Lo interesante, dice Santana, es que con péptidos sintéticos puros no se había visto este comportamiento anticancerígeno, mientras que con extractos bioactivos sí. “Todavía estamos analizando los resultados”, advierte.
Nada se bota, todo sirve
Ahora que ya sabemos cuál es la conexión entre las cabezas de pescado y la farmacología, viene otra pregunta: ¿cómo es que a una bioquímica se le ocurre ir a buscar, como quien rescata un anillo en el desagüe, unas moléculas entre la basura de una pesquera?
¿Alguien le dio el dato? ¿Quién le dijo “oye, en esos tarros con tripas de pescado puede que encuentres un remedio antibacteriano y anticancerígeno”?
“Claudio Álvarez, un colaborador de la Universidad Católica del Norte, tiene contactos con varias empresas pesqueras y acuícolas”, dice Santana. “Ellas siempre le preguntan qué se puede hacer con todos estos residuos que generan”.
Solo en las regiones de Coquimbo y Valparaíso se producen unas diez mil toneladas de descartes, según la información que manejan ellos. Las empresas están desesperadas: con la nueva ley REP, que obliga a los productores a hacerse cargo de sus desechos, deben buscarle a estos subproductos un destino que no sea el basural.

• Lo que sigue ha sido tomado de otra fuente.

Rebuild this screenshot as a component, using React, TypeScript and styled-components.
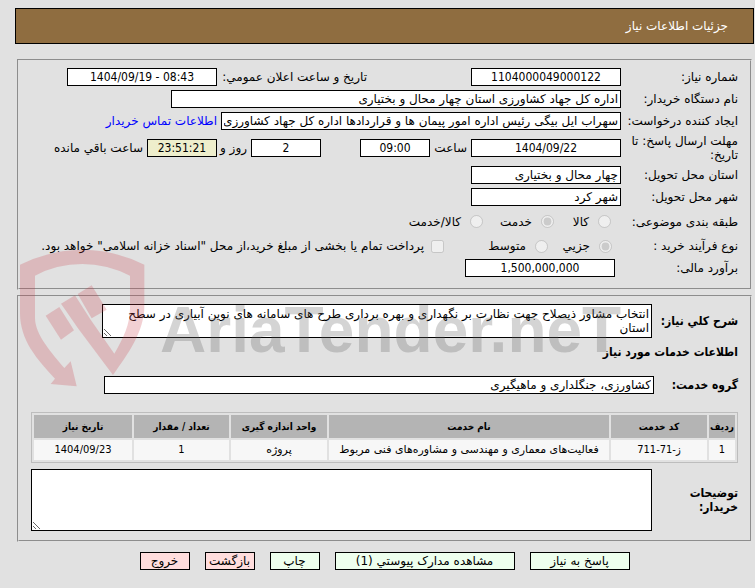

“Hace hartos años fui a Calbuco, a conversar con empresas pesqueras para obtener quitina, que sale del exoesqueleto de los crustáceos”, cuenta. No alcanzó ni a terminar de explicarles y ya le habían pasado un montón de barriles con restos de jaibas y cangrejos. “Y era apenas una pequeña parte”.
A la académica de la UA le parece que la economía circular presenta una gran oportunidad para todos. Al verse obligadas a revalorizar los desechos, a las empresas se les abre un camino para aumentar sus ganancias. “Pueden generar otros productos adicionales y sacarle mayor provecho a su cadena productiva”.
También favorece un círculo virtuoso de investigación y desarrollo: a la academia se le generan mayores incentivos para innovar en ciencia aplicada. “Le veo además mucho potencial para la postulación a proyectos Fondef o Corfo, donde podemos escalar estos proyectos y, en nuestro caso, desarrollar biofármacos de consumo masivo”.
Este vínculo entre academia e industria no existía hace algunos años, “principalmente por los tiempos”, opina Santana. “La academia se demora, ya que toma tiempo investigar, probar, desarrollar; pero cada vez las empresas lo entienden mejor”. Dice que hay más gente fomentando estos lazos, “que nos permiten enfocarnos y trabajar en los problemas que ellos tienen, y así desarrollar líneas de investigación que tengan un impacto no solo en el mundo científico sino que además en la industria y en la sociedad. A eso apuntamos”.